Korean name
- Hangul: 침촌청년역
- Hanja: 沈村靑年驛
- Revised Romanization: Chimchoncheongnyeon-yeok
- McCune–Reischauer: Ch'imch'onch'ŏngnyŏn-yŏk

General information
- Location: Ch'imch'ol-li Hwangju County, North Hwanghae Province North Korea
- Coordinates: 38°36′37″N 125°43′35″E﻿ / ﻿38.61028°N 125.72639°E
- Owner: Korean State Railway

Services
| Preceding station | Korean State Railway |  |  | Following station |
| Hwangju towards P'yŏngyang |  | P'yŏngbu Line |  | Chŏngbang towards Kaesŏng |

Location

= Chimchon Chongnyon station =

Railway station in North Korea

Ch'imch'on Ch'ŏngnyŏn station is a passenger railway station located in Ch'imch'ol-li, Hwangju County, North Hwanghae Province, North Korea.
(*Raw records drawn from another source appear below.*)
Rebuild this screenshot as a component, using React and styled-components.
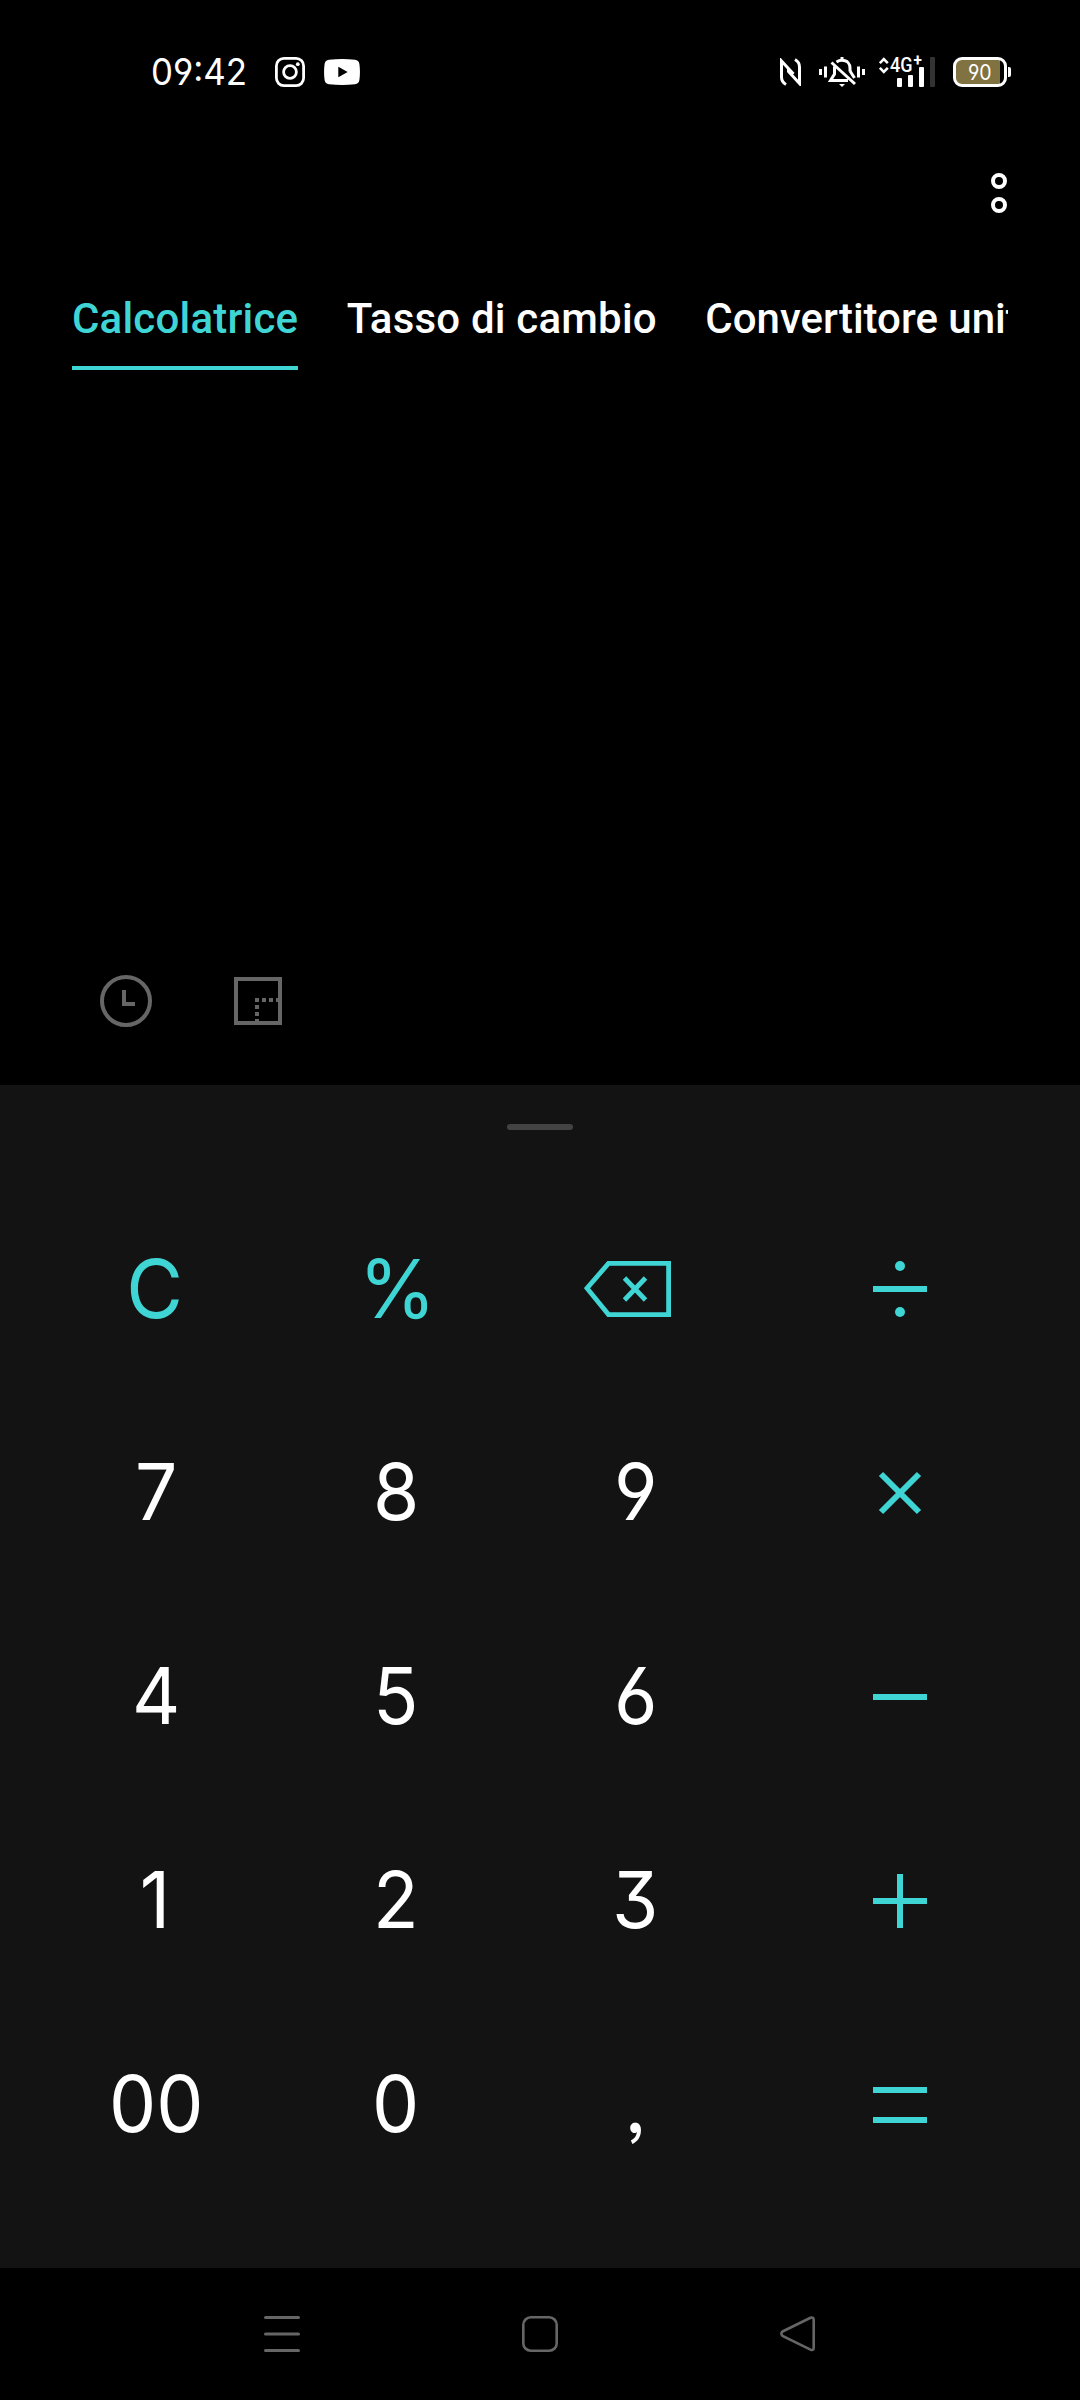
import React from "react";
import styled, { createGlobalStyle } from "styled-components";

const ACCENT = "#40d5d5";

const GlobalStyle = createGlobalStyle`
  * { box-sizing: border-box; }
  html, body { margin: 0; padding: 0; background: #000; }
  svg { display: block; flex: none; }
`;

const Screen = styled.div`
  width: 1080px;
  height: 2400px;
  display: flex;
  flex-direction: column;
  overflow: hidden;
  background: #000;
  color: #fff;
  font-family: Roboto, "Liberation Sans", sans-serif;
`;

const StatusBar = styled.header`
  height: 144px;
  flex: none;
  display: flex;
  justify-content: space-between;
  align-items: center;
  padding: 0 69px 0 151px;
`;

const StatusGroup = styled.div`
  display: flex;
  align-items: center;
`;

const Clock = styled.div`
  width: 124px;
  font: 390 36.5px/44px Inter, sans-serif;
  font-feature-settings: "cv03", "cv04";
  white-space: nowrap;
  span {
    display: inline-block;
    transform: scaleX(0.955);
    transform-origin: left;
  }
`;

const IconSlot = styled.div`
  margin-left: ${(p) => p.$gap}px;
`;

const Network = styled.div`
  display: grid;
  grid-template-columns: 11px 45px;
  width: 56px;
  height: 30px;
  margin-left: 14px;
`;

const Signal = styled.div`
  display: grid;
  > * { grid-area: 1 / 1; }
`;

const SignalLabel = styled.span`
  display: flex;
  align-items: flex-start;
  font: 500 20px/16px Roboto, sans-serif;
  transform: scaleX(0.9);
  transform-origin: left;
  white-space: nowrap;
`;

const Plus = styled.span`
  font-size: 17px;
  line-height: 7px;
  font-weight: 700;
  margin-left: 1px;
`;

const Battery = styled.div`
  display: flex;
  align-items: center;
  margin-left: 18px;
`;

const BatteryBody = styled.div`
  width: 54px;
  height: 30px;
  border: 3px solid #fff;
  border-radius: 9px;
  background: linear-gradient(90deg, #817341 0 44px, #000 44px);
  font: 390 21px/25px Inter, sans-serif;
  font-feature-settings: "cv03", "cv04";
  text-align: center;
  span {
    display: inline-block;
    transform: scaleX(0.93);
  }
`;

const BatteryNub = styled.div`
  width: 3px;
  height: 10px;
  margin-left: 1px;
  border-radius: 0 2px 2px 0;
  background: #fff;
`;

const Toolbar = styled.div`
  height: 136px;
  flex: none;
  display: flex;
  justify-content: flex-end;
  padding: 29px 73px 0 0;
`;

const Tabs = styled.nav`
  display: flex;
  gap: 48.5px;
  height: 90px;
  flex: none;
  margin: 0 72px;
  overflow: hidden;
`;

const Tab = styled.div`
  flex: none;
  height: 90px;
  padding-top: 14px;
  font-size: 42px;
  font-weight: 500;
  line-height: 49px;
  letter-spacing: ${(p) => p.$tracking || 0}px;
  white-space: nowrap;
  color: ${(p) => (p.$active ? ACCENT : "#fff")};
  border-bottom: 4px solid ${(p) => (p.$active ? ACCENT : "transparent")};
`;

const Display = styled.section`
  height: 715px;
  flex: none;
  display: flex;
  align-items: flex-end;
  gap: 82px;
  padding: 0 0 58px 100px;
`;

const Keypad = styled.main`
  height: 1183px;
  flex: none;
  background: #131313;
  display: flex;
  flex-direction: column;
`;

const Handle = styled.div`
  width: 66px;
  height: 6px;
  margin: 39px auto 57px;
  border-radius: 3px;
  background: #434343;
`;

const Keys = styled.div`
  display: grid;
  grid-template-columns: 240px 240px 240px 290px;
  grid-auto-rows: 204px;
  padding-left: 35px;
`;

const Key = styled.button`
  border: 0;
  padding: 0;
  background: none;
  display: flex;
  align-items: center;
  justify-content: center;
  color: ${(p) => (p.$accent ? ACCENT : "#fff")};
`;

const Glyph = styled.span`
  display: block;
  font-family: Inter, sans-serif;
  font-weight: 375;
  font-size: ${(p) => p.$size || 78}px;
  line-height: 96px;
  font-feature-settings: "ss03", "cv03", "cv04", "cv09";
  transform: translate(${(p) => (p.$dx === undefined ? 1 : p.$dx)}px, ${(p) => (p.$dy === undefined ? -1.5 : p.$dy)}px) scaleX(${(p) => p.$sx || 0.96});
`;

const NavBar = styled.footer`
  flex: 1;
  display: flex;
  justify-content: space-between;
  padding: 48px 264px 0;
`;

const InstagramIcon = () => (
  <svg width="30" height="30" viewBox="0 0 30 30" fill="none" stroke="#fff" strokeWidth="2.8">
    <rect x="1.4" y="1.4" width="27.2" height="27.2" rx="7.5" />
    <circle cx="15" cy="15" r="6.4" />
    <circle cx="22.8" cy="7.2" r="1.9" fill="#fff" stroke="none" />
  </svg>
);

const YoutubeIcon = () => (
  <svg width="36" height="26" viewBox="0 0 36 26">
    <path fill="#fff" fillRule="evenodd" d="M5 .8Q18-.6 31 .8 34.800 1.200 35.400 5 36.500 13 35.400 21 34.800 24.800 31 25.200 18 26.600 5 25.200 1.200 24.800.6 21-.5 13 .6 5 1.200 1.200 5 .8ZM14.300 7.800V18.200L23.700 13Z" />
  </svg>
);

const NfcIcon = () => (
  <svg width="21" height="28" viewBox="0 0 21 28" fill="none" stroke="#fff" strokeWidth="3">
    <path d="M6 26.500Q1.500 24 1.500 19V3L13.500 16" />
    <path d="M15 1.500Q19.500 4 19.500 9V25.500L8.500 13.500V11" />
  </svg>
);

const BellIcon = () => (
  <svg width="46" height="30" viewBox="0 0 46 30" fill="none" stroke="#fff" strokeWidth="3">
    <path d="M1.500 12v6M6.500 9.500v11M39.500 9.500v11M44.500 12v6" />
    <path d="M17.500 5Q20 3.300 23 3.300C28.500 3.300 31 7 31 11V14.500M15.500 9.500V17L11.500 23.500H29M12.500 5.500L36 27" />
    <path d="M23 0V4" />
    <path d="M20 27H26L23 30Z" fill="#fff" stroke="none" />
    <path d="M31 14L35.500 21" />
  </svg>
);

const DataArrows = () => (
  <svg width="10" height="17" viewBox="0 0 10 17" fill="none" stroke="#fff" strokeWidth="2.600">
    <path d="M.8 6.200 4.800 2.200 8.800 6.200M.8 10.800 4.800 14.800 8.800 10.800" />
  </svg>
);

const SignalBars = () => (
  <svg width="46" height="30" viewBox="0 0 46 30" fill="#fff">
    <rect x="7" y="21" width="5" height="9" rx="1" />
    <rect x="18" y="18" width="5" height="12" rx="1" />
    <rect x="29" y="10" width="5" height="20" rx="1" />
    <rect x="40" y="0" width="5" height="30" rx="1" fill="#333" />
  </svg>
);

const MoreIcon = () => (
  <svg width="16" height="48" viewBox="0 0 16 48" fill="none" stroke="#fff" strokeWidth="4">
    <circle cx="8" cy="8" r="6" />
    <circle cx="8" cy="32" r="6" />
  </svg>
);

const HistoryIcon = () => (
  <svg width="52" height="52" viewBox="0 0 52 52" fill="none" stroke="#666" strokeWidth="4">
    <circle cx="26" cy="26" r="24" />
    <path d="M24 15V29H35" />
  </svg>
);

const ResizeIcon = () => (
  <svg width="48" height="52" viewBox="0 0 48 52" fill="none" stroke="#666" strokeWidth="4">
    <rect x="2" y="4" width="44" height="44" />
    <path d="M21 25H46" strokeDasharray="4 3" />
    <path d="M23 30V48" strokeDasharray="4 3" />
  </svg>
);

const BackspaceIcon = () => (
  <svg width="88" height="56" viewBox="0 0 88 56" fill="none" stroke="currentColor" strokeWidth="4.800" transform="translate(-7 0)">
    <path d="M24.500 2.400H84.600V53.600H24.500L3 27.200Z" />
    <path d="M40.500 17 61.500 39M61.500 17 40.500 39" />
  </svg>
);

const OPERATORS = {
  divide: (
    <>
      <path d="M0 30H54" />
      <circle cx="27" cy="7" r="5" fill="currentColor" stroke="none" />
      <circle cx="27" cy="53" r="5" fill="currentColor" stroke="none" />
    </>
  ),
  multiply: <path d="M8 11 46 49M46 11 8 49" />,
  minus: <path d="M0 30H54" />,
  plus: <path d="M0 30H54M27 3V57" />,
  equals: <path d="M0 15H54M0 45H54" />,
};

const Operator = ({ name }) => (
  <svg width="54" height="60" viewBox="0 0 54 60" fill="none" stroke="currentColor" strokeWidth="6">
    {OPERATORS[name]}
  </svg>
);

const KEYS = [
  { label: "C", accent: true, size: 81, sx: 0.96, dx: 0, dy: 0 },
  { label: "%", accent: true, size: 81, sx: 0.97, dx: 2.5, dy: 0 },
  { icon: <BackspaceIcon />, accent: true },
  { op: "divide" },
  { label: "7" }, { label: "8" }, { label: "9" }, { op: "multiply" },
  { label: "4" }, { label: "5" }, { label: "6" }, { op: "minus" },
  { label: "1", dx: 0 }, { label: "2" }, { label: "3", dx: 0 }, { op: "plus" },
  { label: "00" }, { label: "0" }, { label: ",", dx: 0 }, { op: "equals" },
];

export default function App() {
  return (
    <Screen>
      <GlobalStyle />
      <StatusBar>
        <StatusGroup>
          <Clock><span>09:42</span></Clock>
          <InstagramIcon />
          <IconSlot $gap={19}><YoutubeIcon /></IconSlot>
        </StatusGroup>
        <StatusGroup>
          <NfcIcon />
          <IconSlot $gap={18}><BellIcon /></IconSlot>
          <Network>
            <DataArrows />
            <Signal>
              <SignalBars />
              <SignalLabel>4G<Plus>+</Plus></SignalLabel>
            </Signal>
          </Network>
          <Battery>
            <BatteryBody><span>90</span></BatteryBody>
            <BatteryNub />
          </Battery>
        </StatusGroup>
      </StatusBar>
      <Toolbar><MoreIcon /></Toolbar>
      <Tabs>
        <Tab $active $tracking={0.2}>Calcolatrice</Tab>
        <Tab $tracking={0.2}>Tasso di cambio</Tab>
        <Tab>Convertitore unità</Tab>
      </Tabs>
      <Display>
        <HistoryIcon />
        <ResizeIcon />
      </Display>
      <Keypad>
        <Handle />
        <Keys>
          {KEYS.map((k) => (
            <Key key={k.label || k.op || "del"} $accent={k.accent || k.op}>
              {k.op && <Operator name={k.op} />}
              {k.icon}
              {k.label && (
                <Glyph $size={k.size} $sx={k.sx} $dx={k.dx} $dy={k.dy}>{k.label}</Glyph>
              )}
            </Key>
          ))}
        </Keys>
      </Keypad>
      <NavBar>
        <svg width="36" height="36" viewBox="0 0 36 36" stroke="#666" strokeWidth="3" strokeLinecap="round">
          <path d="M1.500 1.500H34.500M1.500 18H34.500M1.500 34.500H34.500" />
        </svg>
        <svg width="36" height="36" viewBox="0 0 36 36" fill="none" stroke="#666" strokeWidth="2.600">
          <rect x="1.300" y="1.300" width="33.400" height="33.400" rx="7.500" />
        </svg>
        <svg width="36" height="36" viewBox="0 0 36 36" fill="none" stroke="#666" strokeWidth="2.600">
          <path d="M2.500 15.500 30.500 1.800Q33.700.6 33.700 4V31.500Q33.700 35 30.500 33.600L2.500 19.800Q.2 17.700 2.500 15.500Z" />
        </svg>
      </NavBar>
    </Screen>
  );
}
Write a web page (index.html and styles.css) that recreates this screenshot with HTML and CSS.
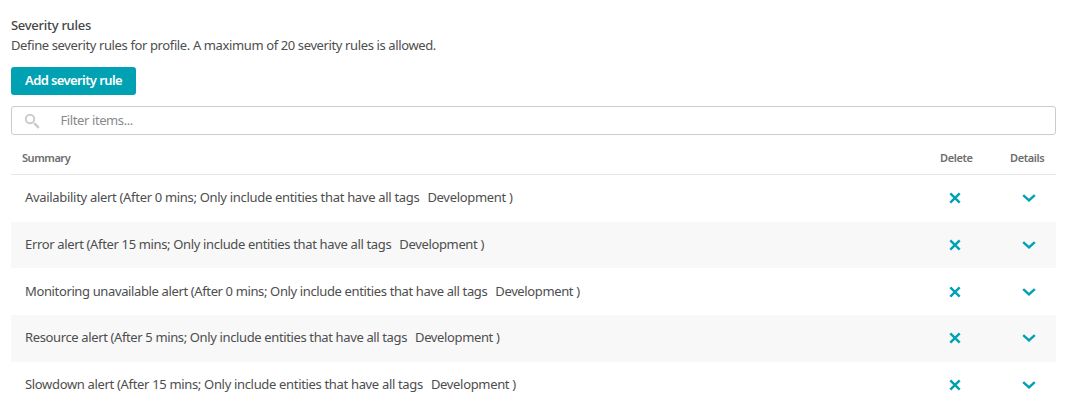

It is on located on the P'yŏngbu Line, which was formed from part of the Kyŏngŭi Line to accommodate the shift of the capital from Seoul to P'yŏngyang; though this line physically connects P'yŏngyang to Pusan via Dorasan, in operational reality it ends at Kaesŏng due to the Korean Demilitarized Zone.